For the first time, a U.S. citizen has been diagnosed with an antibiotic-resistant superbug. The case was detailed on Thursday by the U.S. Department of Defense and the Center for Disease Control and Prevention (CDC) at the National Press Club in Washington.
The infected patient is a 49-year-old woman from Pennsylvania who showed the presence of a rare kind of E. Coli infection through a routine laboratory test. The bacteria showed resistance even to Colistin, an antibiotic used as a last resource when everything else has failed, according to the U.S. Department of Health and Human Services (HHS).
A sample was transferred to Walter Reed National Military Medical Center for further tests, where the bacteria was found in her urine. How the woman could have gotten the bacteria is yet unknown.
The CDC and the Pennsylvania Department of Health began to investigate the possible source of infection and to trace contacts the patient may have had to see if there are more people infected. As for the woman, she was treated and release as she did not present other medical problems related to the bacteria, as reported by CNN.
First antibiotic resistant superbug reported in United States. pic.twitter.com/BXfBk8kjAm
— Fox News (@FoxNews) May 28, 2016
Another trace of an antibiotic-resistant bacteria, the same E. Coli found in the woman, was found in a single sample from a pig intestine. Also, the U.S. Worldwide health authorities started to look for some infections after last November, when China first reported the mutated E. Coli present in the country. After that, the bacteria was found in Europe, Canada and more recently in the U.S.
Scientists from the U.S. Department of Agriculture’s (USDA) first took on a proactive study that used a modified technique to look for the mutated bacteria in food animals. Researchers used a targeted and extremely sensitive method to examine whole bacterial population found in intestinal samples from the animals, according to a statement from the HHS.

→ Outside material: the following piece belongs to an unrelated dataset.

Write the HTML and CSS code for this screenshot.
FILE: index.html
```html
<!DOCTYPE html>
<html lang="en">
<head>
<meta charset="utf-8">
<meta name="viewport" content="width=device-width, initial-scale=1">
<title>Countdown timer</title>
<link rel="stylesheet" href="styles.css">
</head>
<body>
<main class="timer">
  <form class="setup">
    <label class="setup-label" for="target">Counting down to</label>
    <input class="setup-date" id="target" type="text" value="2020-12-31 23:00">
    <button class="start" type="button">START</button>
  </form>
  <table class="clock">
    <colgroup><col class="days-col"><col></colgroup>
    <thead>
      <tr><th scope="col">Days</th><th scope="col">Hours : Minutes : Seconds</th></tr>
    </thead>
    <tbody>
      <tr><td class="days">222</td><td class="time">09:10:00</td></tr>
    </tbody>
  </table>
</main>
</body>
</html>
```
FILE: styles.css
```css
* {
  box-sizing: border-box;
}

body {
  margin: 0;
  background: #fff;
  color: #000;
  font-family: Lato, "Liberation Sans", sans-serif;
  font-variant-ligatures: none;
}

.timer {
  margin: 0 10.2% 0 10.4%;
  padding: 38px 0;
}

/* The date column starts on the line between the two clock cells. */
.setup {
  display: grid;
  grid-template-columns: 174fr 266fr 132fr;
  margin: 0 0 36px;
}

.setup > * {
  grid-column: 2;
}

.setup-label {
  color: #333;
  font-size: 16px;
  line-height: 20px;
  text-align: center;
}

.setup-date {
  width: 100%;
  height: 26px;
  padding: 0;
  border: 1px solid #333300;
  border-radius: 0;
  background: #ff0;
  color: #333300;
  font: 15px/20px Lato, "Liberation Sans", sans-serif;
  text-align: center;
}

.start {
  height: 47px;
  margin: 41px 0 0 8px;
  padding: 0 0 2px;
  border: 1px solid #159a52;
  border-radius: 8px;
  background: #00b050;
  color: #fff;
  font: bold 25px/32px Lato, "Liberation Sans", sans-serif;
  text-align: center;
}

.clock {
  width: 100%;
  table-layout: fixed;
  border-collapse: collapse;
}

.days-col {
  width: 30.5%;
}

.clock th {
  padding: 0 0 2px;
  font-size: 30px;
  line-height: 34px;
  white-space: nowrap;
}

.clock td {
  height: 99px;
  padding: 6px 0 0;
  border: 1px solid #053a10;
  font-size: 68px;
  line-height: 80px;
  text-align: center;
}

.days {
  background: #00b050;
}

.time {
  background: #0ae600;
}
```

In the still-ongoing study, researchers analyzed the samples by exposing them to colistin at a concentration that would kill sensitive bacteria and allow any bacteria carrying the mutated E. Coli to survive. Out of 949 sample tested, one was found in a pig intestinal sample.
The gene on a plasmid
In addition to the danger of having an antibiotic-resistant bacteria, researchers found through the DNA sequence that the strain of the mutated bacteria was on a plasmid, a small piece of the DNA that is not part of a bacterium’s chromosome. Plasmids are capable of moving from one bacterium to another which could lead to the spreading of the antibiotic resistance between bacterial species.
However, further tests were held by the HHS and the FDA to determine if there were any other bacterias with the mutation but none was found. The team used whole genome sequencing technology to search for the gene in Salmonella, E. Coli and Klebsiella taken from human and retail meat sources. More than 44,000 Salmonella and 9,000 E. Coli/Shigella isolates were tested and did not show any mutated genes.
A growing problem
According to the World Health Organization (WHO), the antibiotic resistance occurs when a bacteria change in response so the use of these medicines. Once resistant, these are harder to treat than non-resistant bacterias.

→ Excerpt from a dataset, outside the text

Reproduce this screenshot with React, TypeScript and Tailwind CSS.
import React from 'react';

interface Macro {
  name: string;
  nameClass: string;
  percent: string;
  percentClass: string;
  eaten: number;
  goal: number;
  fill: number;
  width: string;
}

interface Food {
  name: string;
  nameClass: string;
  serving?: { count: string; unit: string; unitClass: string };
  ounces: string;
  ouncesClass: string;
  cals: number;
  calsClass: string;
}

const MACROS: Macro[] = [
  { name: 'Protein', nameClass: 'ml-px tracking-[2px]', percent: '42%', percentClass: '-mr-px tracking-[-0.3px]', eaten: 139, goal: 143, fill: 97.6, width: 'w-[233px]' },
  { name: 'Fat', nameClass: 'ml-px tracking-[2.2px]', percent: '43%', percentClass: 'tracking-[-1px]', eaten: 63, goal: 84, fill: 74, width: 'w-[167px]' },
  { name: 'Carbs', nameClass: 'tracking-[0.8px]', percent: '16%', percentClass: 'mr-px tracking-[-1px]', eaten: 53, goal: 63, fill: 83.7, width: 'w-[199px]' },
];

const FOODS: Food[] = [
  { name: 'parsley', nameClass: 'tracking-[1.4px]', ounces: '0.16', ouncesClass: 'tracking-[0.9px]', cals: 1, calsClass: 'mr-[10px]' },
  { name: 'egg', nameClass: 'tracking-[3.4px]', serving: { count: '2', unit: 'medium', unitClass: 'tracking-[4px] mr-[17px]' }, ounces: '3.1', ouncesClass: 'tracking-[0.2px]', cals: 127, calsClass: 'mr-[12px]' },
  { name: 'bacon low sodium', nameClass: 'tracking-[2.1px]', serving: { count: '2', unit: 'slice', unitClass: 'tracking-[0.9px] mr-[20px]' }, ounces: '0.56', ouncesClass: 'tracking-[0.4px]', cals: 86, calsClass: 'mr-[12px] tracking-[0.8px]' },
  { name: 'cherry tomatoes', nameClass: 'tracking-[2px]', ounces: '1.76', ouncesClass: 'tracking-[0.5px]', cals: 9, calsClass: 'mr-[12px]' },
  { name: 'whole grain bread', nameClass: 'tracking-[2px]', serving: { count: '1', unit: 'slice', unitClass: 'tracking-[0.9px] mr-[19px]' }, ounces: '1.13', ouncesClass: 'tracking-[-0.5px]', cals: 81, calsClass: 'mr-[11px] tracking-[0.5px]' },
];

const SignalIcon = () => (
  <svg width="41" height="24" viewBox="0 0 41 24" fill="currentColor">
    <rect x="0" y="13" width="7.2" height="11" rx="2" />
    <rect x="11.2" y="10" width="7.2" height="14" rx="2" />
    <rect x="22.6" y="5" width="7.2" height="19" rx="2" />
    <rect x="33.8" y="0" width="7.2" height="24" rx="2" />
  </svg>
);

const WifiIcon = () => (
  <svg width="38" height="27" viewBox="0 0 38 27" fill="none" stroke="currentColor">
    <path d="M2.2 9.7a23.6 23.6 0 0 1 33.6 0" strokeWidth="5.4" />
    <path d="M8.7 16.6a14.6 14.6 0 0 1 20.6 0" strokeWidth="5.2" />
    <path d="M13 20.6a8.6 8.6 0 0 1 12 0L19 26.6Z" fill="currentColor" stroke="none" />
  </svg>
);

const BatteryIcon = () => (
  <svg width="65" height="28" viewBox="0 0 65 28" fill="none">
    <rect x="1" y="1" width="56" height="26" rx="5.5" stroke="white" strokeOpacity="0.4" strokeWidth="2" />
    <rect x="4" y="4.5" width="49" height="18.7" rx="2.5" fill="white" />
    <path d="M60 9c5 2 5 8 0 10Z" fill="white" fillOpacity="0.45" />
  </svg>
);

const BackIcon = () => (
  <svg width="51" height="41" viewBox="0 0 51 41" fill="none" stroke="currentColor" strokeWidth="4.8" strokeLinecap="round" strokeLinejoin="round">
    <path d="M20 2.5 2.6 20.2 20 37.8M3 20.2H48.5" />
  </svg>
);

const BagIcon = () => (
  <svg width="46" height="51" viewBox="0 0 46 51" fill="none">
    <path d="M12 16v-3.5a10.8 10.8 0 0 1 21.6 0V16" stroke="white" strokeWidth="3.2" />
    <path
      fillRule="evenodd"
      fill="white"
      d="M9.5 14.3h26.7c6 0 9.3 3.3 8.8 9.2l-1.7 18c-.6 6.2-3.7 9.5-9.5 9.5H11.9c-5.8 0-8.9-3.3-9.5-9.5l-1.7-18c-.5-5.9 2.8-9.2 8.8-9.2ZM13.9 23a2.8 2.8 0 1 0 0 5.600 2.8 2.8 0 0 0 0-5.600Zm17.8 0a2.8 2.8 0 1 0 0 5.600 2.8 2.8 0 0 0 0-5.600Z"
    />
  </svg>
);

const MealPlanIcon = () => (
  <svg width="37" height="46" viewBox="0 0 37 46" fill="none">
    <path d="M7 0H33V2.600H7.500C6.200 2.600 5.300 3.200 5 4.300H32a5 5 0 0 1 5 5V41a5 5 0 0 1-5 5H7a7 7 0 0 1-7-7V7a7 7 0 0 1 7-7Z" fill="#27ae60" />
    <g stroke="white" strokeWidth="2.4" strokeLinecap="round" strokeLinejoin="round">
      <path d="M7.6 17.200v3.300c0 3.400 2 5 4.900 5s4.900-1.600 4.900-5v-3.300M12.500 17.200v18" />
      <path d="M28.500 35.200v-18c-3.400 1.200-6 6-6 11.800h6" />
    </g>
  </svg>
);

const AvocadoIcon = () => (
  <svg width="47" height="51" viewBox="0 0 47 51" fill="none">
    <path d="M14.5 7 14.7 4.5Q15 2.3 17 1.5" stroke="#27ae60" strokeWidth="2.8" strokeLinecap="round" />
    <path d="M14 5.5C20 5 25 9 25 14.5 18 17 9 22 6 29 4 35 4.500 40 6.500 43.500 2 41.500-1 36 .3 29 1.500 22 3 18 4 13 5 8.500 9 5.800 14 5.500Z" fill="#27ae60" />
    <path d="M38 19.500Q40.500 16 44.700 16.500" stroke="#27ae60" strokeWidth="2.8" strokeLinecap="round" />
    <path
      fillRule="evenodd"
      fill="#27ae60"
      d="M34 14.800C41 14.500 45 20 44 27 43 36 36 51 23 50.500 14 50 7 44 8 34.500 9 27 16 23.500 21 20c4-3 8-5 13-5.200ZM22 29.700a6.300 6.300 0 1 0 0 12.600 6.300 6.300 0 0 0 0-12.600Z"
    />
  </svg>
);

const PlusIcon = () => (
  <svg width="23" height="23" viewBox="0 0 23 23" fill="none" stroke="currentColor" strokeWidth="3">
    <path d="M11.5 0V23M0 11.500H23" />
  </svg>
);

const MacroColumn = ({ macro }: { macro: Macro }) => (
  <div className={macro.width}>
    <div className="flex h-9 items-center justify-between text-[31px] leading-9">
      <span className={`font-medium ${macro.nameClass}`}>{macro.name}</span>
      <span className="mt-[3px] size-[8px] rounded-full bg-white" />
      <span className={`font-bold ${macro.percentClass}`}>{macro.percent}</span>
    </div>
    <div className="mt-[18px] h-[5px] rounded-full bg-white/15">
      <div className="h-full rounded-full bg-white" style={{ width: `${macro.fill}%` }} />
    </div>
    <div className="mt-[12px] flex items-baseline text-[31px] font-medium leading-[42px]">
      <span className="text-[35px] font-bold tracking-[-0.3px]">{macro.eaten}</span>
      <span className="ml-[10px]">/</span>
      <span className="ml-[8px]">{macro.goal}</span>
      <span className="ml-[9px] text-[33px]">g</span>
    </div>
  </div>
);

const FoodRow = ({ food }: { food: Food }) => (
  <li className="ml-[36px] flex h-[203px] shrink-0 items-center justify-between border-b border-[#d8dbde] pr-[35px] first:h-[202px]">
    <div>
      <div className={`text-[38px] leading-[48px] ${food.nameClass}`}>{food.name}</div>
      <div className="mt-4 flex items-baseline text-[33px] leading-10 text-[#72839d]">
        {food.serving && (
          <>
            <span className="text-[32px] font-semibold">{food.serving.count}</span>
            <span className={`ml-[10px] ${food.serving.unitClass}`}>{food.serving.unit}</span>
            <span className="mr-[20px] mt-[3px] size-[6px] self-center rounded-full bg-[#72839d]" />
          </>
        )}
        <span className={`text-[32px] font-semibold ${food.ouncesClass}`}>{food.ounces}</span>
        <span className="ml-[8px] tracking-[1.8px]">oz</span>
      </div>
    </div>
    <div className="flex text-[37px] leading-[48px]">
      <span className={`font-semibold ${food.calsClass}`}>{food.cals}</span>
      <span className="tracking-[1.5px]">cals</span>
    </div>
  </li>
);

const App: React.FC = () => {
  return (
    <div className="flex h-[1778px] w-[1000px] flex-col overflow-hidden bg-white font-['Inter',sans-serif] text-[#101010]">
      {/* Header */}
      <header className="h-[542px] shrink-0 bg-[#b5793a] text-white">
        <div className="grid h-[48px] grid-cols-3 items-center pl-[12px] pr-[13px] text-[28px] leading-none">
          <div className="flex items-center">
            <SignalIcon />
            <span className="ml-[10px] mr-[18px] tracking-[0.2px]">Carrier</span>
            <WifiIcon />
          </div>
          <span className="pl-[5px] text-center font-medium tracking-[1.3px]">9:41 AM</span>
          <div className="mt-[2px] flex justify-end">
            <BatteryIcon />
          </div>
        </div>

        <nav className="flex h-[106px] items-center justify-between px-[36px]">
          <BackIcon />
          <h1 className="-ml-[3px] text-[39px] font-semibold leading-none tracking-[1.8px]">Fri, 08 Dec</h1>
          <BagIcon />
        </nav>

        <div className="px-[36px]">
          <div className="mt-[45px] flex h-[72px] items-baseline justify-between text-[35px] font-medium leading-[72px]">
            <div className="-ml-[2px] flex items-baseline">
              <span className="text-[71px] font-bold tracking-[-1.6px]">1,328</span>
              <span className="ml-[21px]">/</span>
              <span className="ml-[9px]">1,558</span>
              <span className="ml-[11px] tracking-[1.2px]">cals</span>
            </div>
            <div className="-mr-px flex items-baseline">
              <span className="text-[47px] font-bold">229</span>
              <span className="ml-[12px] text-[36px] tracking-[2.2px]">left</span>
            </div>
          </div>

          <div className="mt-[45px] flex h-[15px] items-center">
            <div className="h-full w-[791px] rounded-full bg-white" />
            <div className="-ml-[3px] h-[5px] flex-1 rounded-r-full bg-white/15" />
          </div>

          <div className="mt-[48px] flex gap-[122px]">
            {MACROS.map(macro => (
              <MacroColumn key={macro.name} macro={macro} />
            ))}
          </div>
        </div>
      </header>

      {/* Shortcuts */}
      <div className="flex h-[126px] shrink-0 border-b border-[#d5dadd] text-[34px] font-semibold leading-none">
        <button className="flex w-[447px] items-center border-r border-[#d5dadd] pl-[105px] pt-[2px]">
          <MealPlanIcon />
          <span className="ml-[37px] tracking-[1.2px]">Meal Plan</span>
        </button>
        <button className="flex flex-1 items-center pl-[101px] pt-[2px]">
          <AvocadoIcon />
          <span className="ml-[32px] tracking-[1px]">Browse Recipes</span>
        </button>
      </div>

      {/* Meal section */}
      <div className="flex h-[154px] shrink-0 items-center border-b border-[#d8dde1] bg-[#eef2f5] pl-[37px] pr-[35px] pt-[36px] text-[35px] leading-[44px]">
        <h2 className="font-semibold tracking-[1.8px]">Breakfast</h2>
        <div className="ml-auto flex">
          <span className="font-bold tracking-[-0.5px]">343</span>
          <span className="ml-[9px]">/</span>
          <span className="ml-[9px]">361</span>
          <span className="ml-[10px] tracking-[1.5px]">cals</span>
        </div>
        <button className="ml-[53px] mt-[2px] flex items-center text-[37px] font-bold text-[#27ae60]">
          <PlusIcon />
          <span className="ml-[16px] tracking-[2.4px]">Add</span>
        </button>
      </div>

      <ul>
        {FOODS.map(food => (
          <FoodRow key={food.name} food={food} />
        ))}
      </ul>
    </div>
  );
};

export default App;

One of the consequences could be higher medical costs, prolonged hospital stays and increased mortality in the patients. Just in the European Union, drug-resistance bacteria are estimated to cause 25,000 deaths and cost more than $1.5 billion every year in healthcare expenses and productivity losses.
The antibiotics have been used so widely and for so long that the infectious organisms the antibiotics are designed to kill have adapted to them, making the drugs less effective and in some cases inefficient, the CDC wrote in a statement.
This resistance is increasingly rising across the world, which can threaten the ability to treat common infectious and diseases. In countries where the antibiotics can be bought without a prescription, emergence and spread of resistance are worse.
“The medicine cabinet is empty for some patients,” said CDC Director Dr. Tom Frieden at the National Press Club in Washington. “It is the end of the road unless we act urgently.”
As for what is left to do, the WHO assured that there are several steps that can be taken at all levels of society to reduce the impact and limit the spread of resistance. This resistance occurs naturally, but with the misuse, the cycle is at a fast turn.
People could just prevent infections by regularly washing their hands, practicing food hygiene, avoiding close contact with sick people and keeping vaccinations up to date. Also, they should always only use antibiotics when prescribed and take the full prescription.
For health workers and pharmacist, the WHO also recommends to prevent infections by ensuring hand, instruments and environment are clean. When they are suspicious of an infection, test and confirm and in as well prescribe and dispense antibiotics only when they are truly needed.
People in the agricultural sector could also help prevent antibiotic resistance by ensuring that the antibiotics given to animals, including food-producing and companion animals, are only used to treat infectious diseases and under veterinary supervision.
Although currently there are new antibiotics being developed, none of them are expected to be effective against the most dangerous forms of antibiotic-resistance bacteria, WHO added. The organization assures this is a global problem which requires worldwide efforts.